The centers have evolved since their inception, when they were mostly concerned with helping children with the basic necessities — clothing, school supplies and the like. “We work with them to get all the tools they need for success, clothing, school supplies, social support,” Hale said.

“It has changed to so much more. We provide after-school programs that enhance what they learn in the classroom. We have become part of the planning process on the education level,” Hale said.

Centers also have taken on a crucial role in crisis intervention, said Ashland Family Resource Center coordinator Geri Willis. Drug abuse, alcohol abuse and homelessness plague more families than ever and children bring the resulting baggage to school.

“I’ve seen an awareness from teachers and administrators regarding all that kids bring to school, the trauma, the stress, the heartache, and how it impedes learning,” Willis said.

A recent study at Crabbe Elementary, where her center is located, showed faculty are looking for better ways to deal with children’s stress issues. Teachers are training to help students with trauma issues.

A key to the centers’ success is what regional program manager Doug Jones called a “paradigm shift” that brought together schools, government, business, community and faith institutions to work on gaps in education. “We changed the way business was being done and brought groups together, got people talking,” he said.

The result was collaboration on finding resources to meet children’s needs, he said.

The Fairview Center couldn’t do what it does without the help of the community, Hale said. State funding mainly pays salaries; grants, donations and volunteers make it possible to offer after-school enrichment, fill weekend backpacks and provide other help.

The centers are closely connected with other community organizations; center workers attend community meetings and serve on boards so they keep up with resources available to children and families, and who to call to get them.

Kentucky’s system is under observation by 15 other states looking to establish similar services, Jones said.

The centers are likely to be around for a long time because as soon as one problem is addressed more crop up. “The constellation of need has changed,” Willis said. “We have more single parents, cohabiting parents, blended households, grandparents and relatives as parents, same-sex families, and we have to be able to respond differently.”
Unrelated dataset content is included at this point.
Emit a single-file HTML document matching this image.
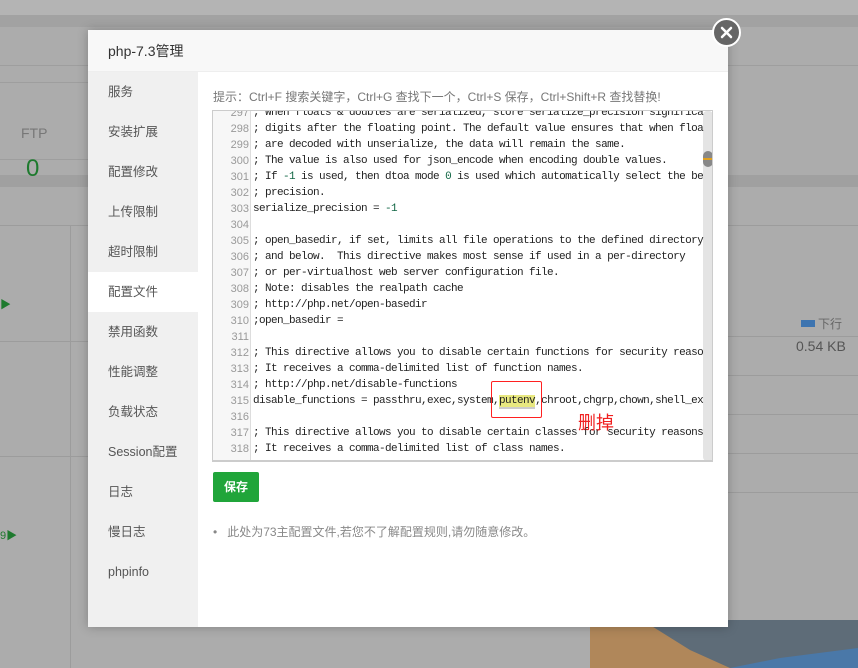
<!DOCTYPE html>
<html><head><meta charset="utf-8"><style>
*{margin:0;padding:0;box-sizing:border-box}
body{width:858px;height:668px;overflow:hidden;background:#acacac;font-family:"Liberation Sans","Noto Sans CJK SC",sans-serif;position:relative}
.abs{position:absolute}
.modal{left:88px;top:30px;width:640px;height:597px;background:#fff;box-shadow:0 0 10px rgba(0,0,0,.25)}
.hdr{left:0;top:0;width:640px;height:42px;background:#f8f8f8;border-bottom:1px solid #eee;font-size:14px;color:#333;line-height:42px;padding-left:20px}
.side{left:0;top:42px;width:110px;height:555px;background:#f0f0f0}
.side div{height:40px;line-height:40px;padding-left:20px;font-size:12.5px;color:#555}
.side div.on{background:#fff}
.tip{left:125px;top:58px;font-size:12px;color:#777}
.ed{left:124px;top:80px;width:501px;height:352px;border:1px solid #ccc;overflow:hidden;background:#fff}
.gut{left:0;top:0;width:38px;height:350px;background:#f7f7f7;border-right:1px solid #ddd}
.ln{position:absolute;left:0;width:36px;text-align:right;font-size:11px;color:#999;font-family:"Liberation Sans",sans-serif}
.cd{position:absolute;left:40px;white-space:pre;font-family:"Liberation Mono",monospace;font-size:11px;letter-spacing:-0.6px;color:#222}
.g{color:#164}
.btn{left:125px;top:442px;width:46px;height:30px;background:#20a53a;border-radius:2px;color:#fff;font-size:12px;font-weight:bold;line-height:30px;text-align:center}
.note{left:125px;top:493px;font-size:12px;color:#888}
.redbox{position:absolute;left:491px;top:381px;width:51px;height:37px;border:1.5px solid #ff2020;border-radius:2px;z-index:5}
</style></head><body>
<div class="abs" style="left:0;top:0;width:858px;height:15px;background:#b4b4b4"></div>
<div class="abs" style="left:0;top:15px;width:858px;height:12px;background:#a2a2a2"></div>
<div class="abs" style="left:0;top:65px;width:858px;height:1px;background:#9e9e9e"></div>
<div class="abs" style="left:0;top:82px;width:88px;height:1px;background:#9e9e9e"></div>
<div class="abs" style="left:0;top:159px;width:88px;height:1px;background:#9e9e9e"></div>
<div class="abs" style="left:0;top:175px;width:858px;height:12px;background:#a0a0a0"></div>
<div class="abs" style="left:0;top:225px;width:858px;height:1px;background:#9c9c9c"></div>
<div class="abs" style="left:0;top:341px;width:88px;height:1px;background:#9c9c9c"></div>
<div class="abs" style="left:0;top:456px;width:88px;height:1px;background:#9c9c9c"></div>
<div class="abs" style="left:70px;top:225px;width:1px;height:443px;background:#9c9c9c"></div>
<div class="abs" style="left:728px;top:336px;width:130px;height:1px;background:#9c9c9c"></div>
<div class="abs" style="left:728px;top:375px;width:130px;height:1px;background:#9c9c9c"></div>
<div class="abs" style="left:728px;top:414px;width:130px;height:1px;background:#9c9c9c"></div>
<div class="abs" style="left:728px;top:453px;width:130px;height:1px;background:#9c9c9c"></div>
<div class="abs" style="left:728px;top:492px;width:130px;height:1px;background:#9c9c9c"></div>
<div class="abs" style="left:21px;top:125px;font-size:14px;color:#777">FTP</div>
<div class="abs" style="left:26px;top:155px;font-size:24px;color:#1e7a2e">0</div>
<div class="abs" style="left:0;top:296px;font-size:11px;color:#1e7a2e">▶</div>
<div class="abs" style="left:0;top:527px;font-size:11px;color:#1e7a2e">9▶</div>
<div class="abs" style="left:801px;top:320px;width:14px;height:7px;background:#3d74b0"></div>
<div class="abs" style="left:818px;top:315px;font-size:12px;color:#666">下行</div>
<div class="abs" style="left:796px;top:338px;font-size:14px;color:#555">0.54 KB</div>
<svg class="abs" style="left:500px;top:620px" width="358" height="48"><rect x="90" y="0" width="268" height="48" fill="#5e6c78"/><path d="M90 7 L150 5 L190 30 L230 48 L90 48Z" fill="#b0875a"/><path d="M230 48 L280 38 L358 28 L358 48Z" fill="#4a78a8"/></svg>
<div class="abs modal">
<div class="abs hdr">php-7.3管理</div>
<div class="abs side">
<div>服务</div><div>安装扩展</div><div>配置修改</div><div>上传限制</div><div>超时限制</div><div class="on">配置文件</div><div>禁用函数</div><div>性能调整</div><div>负载状态</div><div>Session配置</div><div>日志</div><div>慢日志</div><div>phpinfo</div>
</div>
<div class="abs tip">提示：Ctrl+F 搜索关键字，Ctrl+G 查找下一个，Ctrl+S 保存，Ctrl+Shift+R 查找替换!</div>
<div class="abs ed">
<div class="abs gut"></div>
<div class="abs" style="left:490px;top:0;width:10px;height:350px;background:#e4e4e4;border-radius:4px"></div>
<div class="abs" style="left:490px;top:40px;width:10px;height:16px;background:#888;border-radius:5px"></div>
<div class="abs" style="left:490px;top:47px;width:10px;height:2px;background:#e0a020"></div>
<div class="abs" style="left:0;top:349px;width:500px;height:1px;background:#ccc"></div>
<div id="c"></div>
</div>
<div class="abs btn">保存</div>
<div class="abs note">•&nbsp;&nbsp;&nbsp;此处为73主配置文件,若您不了解配置规则,请勿随意修改。</div>
<div class="abs" style="left:490px;top:379px;font-size:18px;color:#f02020">删掉</div>
</div>
<div class="redbox"></div>
<div class="abs" style="left:712px;top:18px;width:29px;height:29px;border-radius:50%;background:#666;border:2px solid #fff"><svg width="25" height="25" style="position:absolute;left:0;top:0"><path d="M8 8L17 17M17 8L8 17" stroke="#fff" stroke-width="2.5" stroke-linecap="round"/></svg></div>
<script>
var L=[
"; When floats & doubles are serialized, store serialize_precision significa",
"; digits after the floating point. The default value ensures that when floa",
"; are decoded with unserialize, the data will remain the same.",
"; The value is also used for json_encode when encoding double values.",
"; If <span class=g>-1</span> is used, then dtoa mode <span class=g>0</span> is used which automatically select the be",
"; precision.",
"serialize_precision = <span class=g>-1</span>",
"",
"; open_basedir, if set, limits all file operations to the defined directory",
"; and below.  This directive makes most sense if used in a per-directory",
"; or per-virtualhost web server configuration file.",
"; Note: disables the realpath cache",
"; http://php.net/open-basedir",
";open_basedir =",
"",
"; This directive allows you to disable certain functions for security reaso",
"; It receives a comma-delimited list of function names.",
"; http://php.net/disable-functions",
"disable_functions = passthru,exec,system,<span style=\"background:#e8e880;border-bottom:2px solid #ccc\">putenv</span>,chroot,chgrp,chown,shell_ex",
"",
"; This directive allows you to disable certain classes for security reasons",
"; It receives a comma-delimited list of class names."];
var h="";for(var i=0;i<L.length;i++){var t=-4+i*16;h+='<div class="ln" style="top:'+t+'px">'+(297+i)+'</div><div class="cd" style="top:'+t+'px">'+L[i]+'</div>';}
document.getElementById("c").innerHTML=h;
</script>
</body></html>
What won’t change, according to Hale, is that the centers will remain places any student — parents too — can walk in and find a trustworthy adult they can confide in.

At a 25th anniversary gathering of family resource and youth service supporters earlier this week, Fairview High graduate Erica Cordle told listeners her college career — she will graduate from Morehead State University in the spring with a bachelor’s degree in social work — is a direct result of help she got from the Fairview center. “I am who I am because of the family resource center. I owe them my success and all my future endeavors.”

The product of a broken family and drug-addicted parents, Cordle ate at soup kitchens and never had a bed of her own until college, she said.

But teachers and family resource workers knew her needs and met them, from jackets in the winter to school supplies for class. “I didn’t have to worry about how I was going to tell my teacher my parents couldn’t afford it and I wasn’t embarrassed in front of my classmates,” she said.